CUJE representatives said in a meeting with Kathy Cavins-Tull in regard to demand number 7 calling for the implementation of a zero-tolerance sanction against hate speech and propaganda, they were told it was usually hard to decipher the difference between hate speech and offensiveness.
“It is very clear to decipher; hate speech is supported with historical context and evidence,” CUJE contextualizes in response to the coded language. “You know what we are referencing.”
A full list of updates on all the demands proposed by CUJE can be found on their twitter, @CUJENow.
CUJE and their efforts have started meaningful conversations on campus while refusing to have BIPOC students ignored any longer.
“We think that it’s amazing that change is continuing to happen on our campus, however, we are owed so much more and will continue to work to receive what we have asked for,” the coalition makes clear.
The coalition’s work and influence have reached national attention as this has now become an issue bigger than our campus.
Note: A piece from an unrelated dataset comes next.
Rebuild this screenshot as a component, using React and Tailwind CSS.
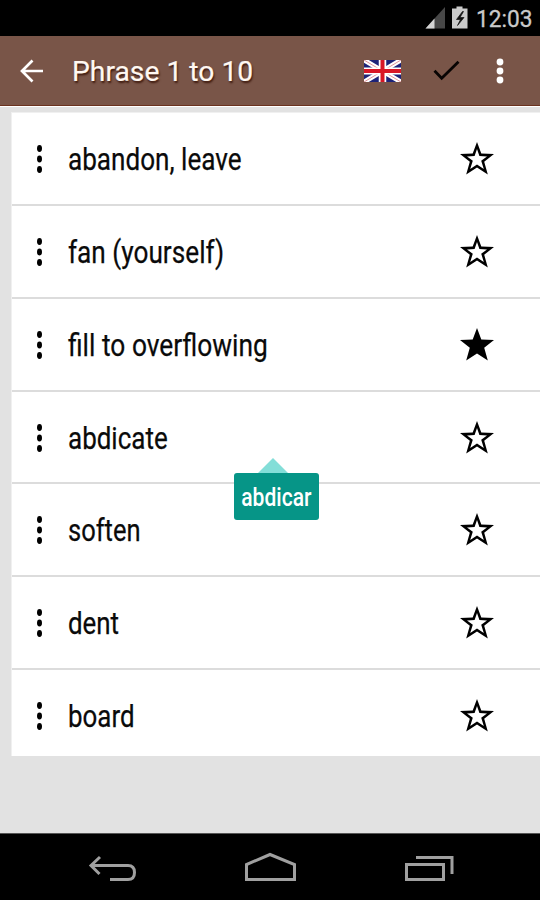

Reputable sources are addressing the critiques of TCU’s lack of effort surrounding Diversity, Equity, and Inclusion. This is the second time The Chronicle has posted an article on TCU’s racial issues on campus.
CUJE is making sure to take time to prioritize student mental health amidst unexpected hardships during the wait for change. The coalition reminds students during these times, “with everything that marginalized individuals face, be sure to take time to take care of yourself.”